Bert in his neighborhood and friends was also known as a handyman, as he single-handedly restructured his own home at Queens, New York from every aspect of rebuilding.
In his effort to lend a helping hand to a friend where he was invited to fix a skylight roof, he accidentally fell from the roof hole and suffered a spinal injury that paralyzed his lower body. After years of rehab treatment, the Doctors and Specialists adviced that he couldn’t paint anymore while many of his artist friends thought his career was over. 
Despite the disability and pain, Bert persisted to work around his physical condition and painted again. His gifted creativity and tenacity was unfazed that he produced many artworks on paper, life-size canvas paintings and sculptures while on a wheelchair.

In Bert's sketch study entitled 'No. 8", he scribbled a small note:

"Oct 26, 1989 - I had an accident that almost ended my career as an Artist... survived the significant turn of a fateful event in my artistic, personal and physical challenge through years of rehab and trying to live a normal but disabled life. I personally got back to my art and pursue it creatively but painfully by being productive. No pain- no gain."

Challenges in Bert's art career continued in 2001, as he was placed to live in a nursing home to receive the best  immediate care during those critical times. Despite the setback of 10 years of living away from his art studio at home, he continued to find ways to work productively on his art . His small room easily gets filled with paper sketches, artworks and miniature sculptures, regardless of whether he has little or no art materials to work with. Bert's creative instinct managed to find ways not only to create art but he produced a series of award winning artworks using only multi-colored Bic pens on paper that was available to him at that time. In the nursing home, Bert joined art competitions and exhibitions, and has won several times that he was given a recognition as an 'Honored Senior Artist' by the American Association of Homes and Services for the Aging. In 2012, it was his personal desire to go back to his own home and art studio after a series of long recovery from the hospital.

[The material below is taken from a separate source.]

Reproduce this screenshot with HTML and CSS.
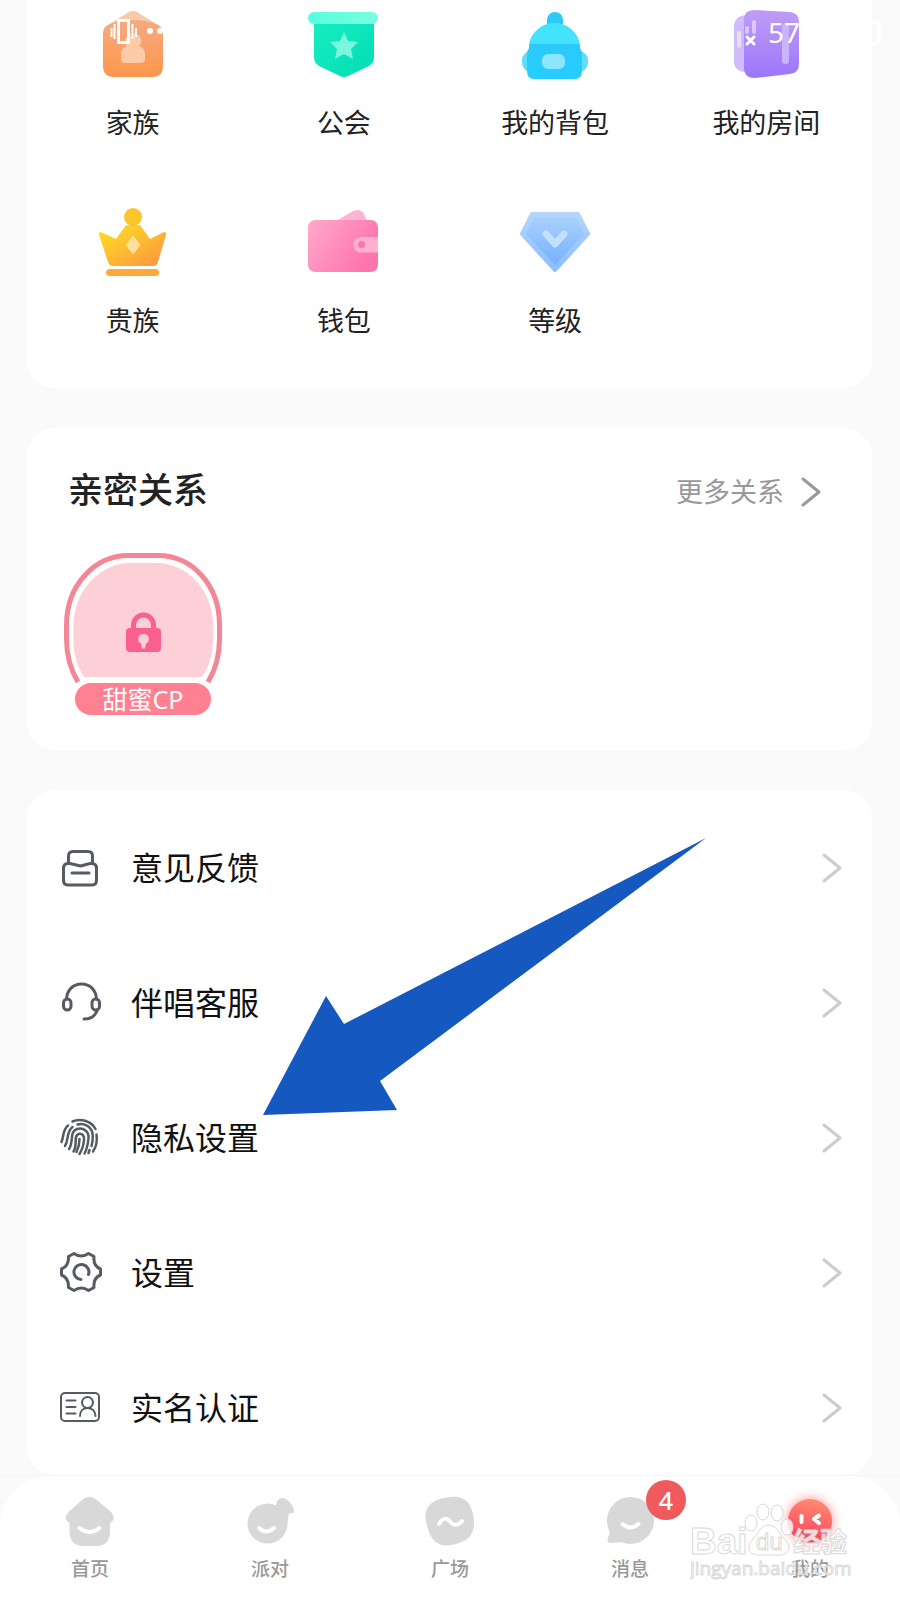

On August 31st 2014, it was God's will to take Bert on His side and finally ended his agonizing pain and sufferings brought by the injury for 25 long years.

The tragic accident was definitely Bert’s toughest challenge in life, but ART served as his THERAPY, his life-long commitment, and his devotion. To overcome one's disability and still won several art competitions while on a wheelchair truly exemplify Bert as a true artist by heart and mind. His life story, his works, and his art legacy remain with us, hopefully to serve as an inspiration to all aspiring artists, and a simple reminder that mind is over matter.